“Het is om te huilen.” Met deze woorden nam minister Ingrid van Engelshoven (emancipatie) de Bedrijvenmonitor Topvrouwen 2017 in ontvangst. In deze nieuwe Bedrijvenmonitor staan de cijfers over het aandeel vrouwen in de raden van bestuur en raden van commissarissen van grote bedrijven. Het percentage vrouwen blijft verontrustend laag: slechts 11,7% van de leden van raden van bestuur is een vrouw en voor de raden van commissarissen geldt dit slechts voor 16,2%.

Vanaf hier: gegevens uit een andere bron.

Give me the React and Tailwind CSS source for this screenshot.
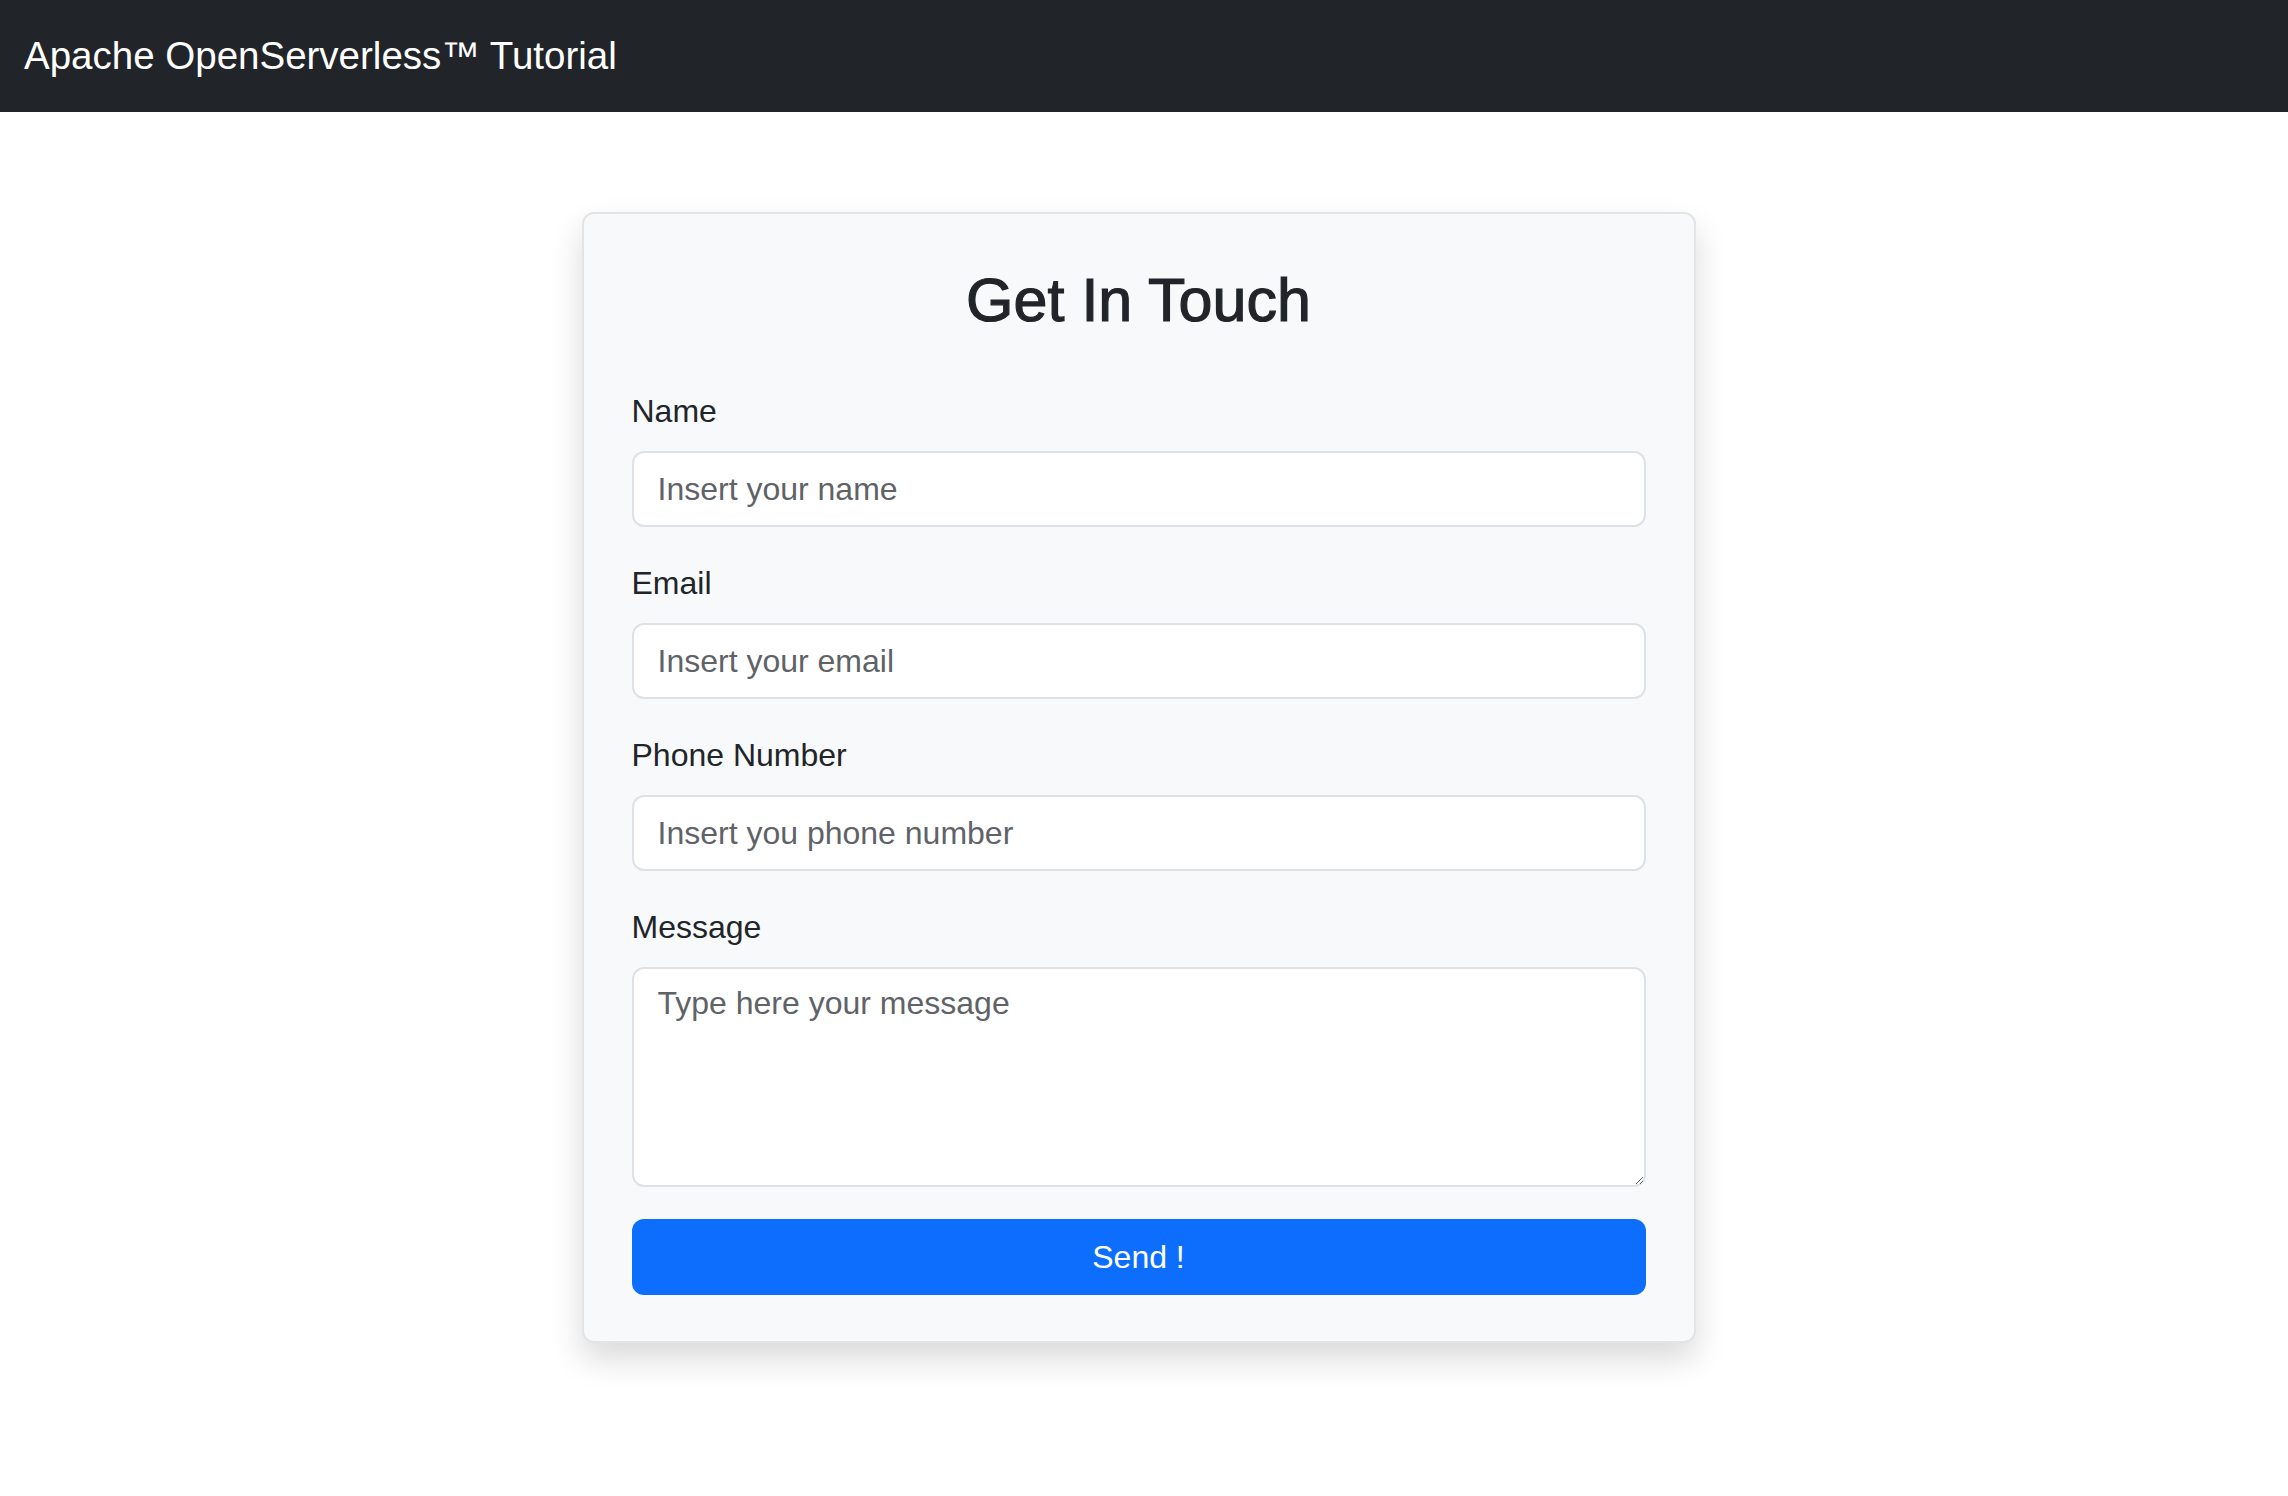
export default function App() {
  const font = { fontFamily: '"Liberation Sans", Arial, sans-serif' };
  const inputCls =
    "block w-full h-[76px] rounded-[12px] border-2 border-[#dee2e6] bg-white px-[24px] text-[32px] text-[#212529] placeholder:text-[#5f6368] outline-none";
  return (
    <div className="min-h-[1496px] bg-white" style={font}>
      <nav className="h-[112px] bg-[#212529] flex items-center px-[24px]">
        <span className="text-white text-[38.5px] leading-none">Apache OpenServerless™ Tutorial</span>
      </nav>
      <div className="flex justify-center pt-[100px] pr-[11px]">
        <div className="w-[1114px] rounded-[12px] border-2 border-[#e3e4e6] bg-[#f8f9fa] px-[48px] pt-[48px] pb-[46px] shadow-[0_16px_32px_rgba(0,0,0,0.15)]">
          <h2 className="text-center text-[61px] leading-[77px] font-normal text-[#212529] mb-[48px] [-webkit-text-stroke:1.2px_#212529]">Get In Touch</h2>
          <form onSubmit={(e) => e.preventDefault()}>
            <div className="mb-[32px]">
              <label className="block text-[32px] leading-[48px] mb-[16px] text-[#212529]">Name</label>
              <input className={inputCls} placeholder="Insert your name" />
            </div>
            <div className="mb-[32px]">
              <label className="block text-[32px] leading-[48px] mb-[16px] text-[#212529]">Email</label>
              <input className={inputCls} placeholder="Insert your email" />
            </div>
            <div className="mb-[32px]">
              <label className="block text-[32px] leading-[48px] mb-[16px] text-[#212529]">Phone Number</label>
              <input className={inputCls} placeholder="Insert you phone number" />
            </div>
            <div className="mb-[32px]">
              <label className="block text-[32px] leading-[48px] mb-[16px] text-[#212529]">Message</label>
              <textarea
                className="block w-full h-[220px] rounded-[12px] border-2 border-[#dee2e6] bg-white px-[24px] py-[10px] text-[32px] leading-[48px] text-[#212529] placeholder:text-[#5f6368] outline-none resize-y"
                placeholder="Type here your message"
              />
            </div>
            <button className="block w-full h-[76px] rounded-[12px] bg-[#0d6efd] text-white text-[32px]">Send !</button>
          </form>
        </div>
      </div>
    </div>
  );
}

Deze nieuwe cijfers bevestigen het beeld dat een groot deel van de bedrijven niet in beweging komt om werk te maken van het streefcijfer van 30% dat is afgesproken voor 2020. Voor het wettelijk streefcijfer geldt het ‘pas toe of leg uit’-principe. Bedrijven die hun streefcijfers niet halen zijn verplicht om in hun jaarverslag te verklaren waarom het niet is gelukt en wat ze daaraan gaan doen. Ook deze afspraak wordt door een grote groep bedrijven niet na gekomen.
Het geduld van Minister van Engelshoven raakt op: “Deze resultaten zijn echt om te huilen. Ik wil én kan dit niet begrijpen. Een heel groot deel van de bedrijven doet helemaal niets om werk te maken van een evenredige vertegenwoordiging van mannen en vrouwen in de top van hun bedrijven. De maat is vol.”
Dat de bedrijven ook lak hebben aan het ‘pas toe of leg uit’-principe is de minister een doorn in het oog: “Ik kan niet langer toe staan dat een grote groep bedrijven de andere kant op kijkt als het gaat om het aandeel vrouwen in de top. Zo ontnemen ze vrouwen kansen, verspillen ze talent en benadelen ze hun eigen bedrijf. Want diversiteit in de bestuurskamer leidt tot betere beslissingen. Ik waarschuw deze bedrijven: ik kan niet langer op mijn handen blijven zitten als bedrijven weigeren om hun best te doen.”
In reactie op het advies van de commissie Monitoring streefcijfer Wet bestuur en toezicht om een afdwingbaar quotum in te stellen reageert Van Engelshoven: “De afspraak is dat we in 2019 de balans op maken, maar als de resultaten zo teleurstellend blijven, zal ik stevige maatregelen niet schuwen.”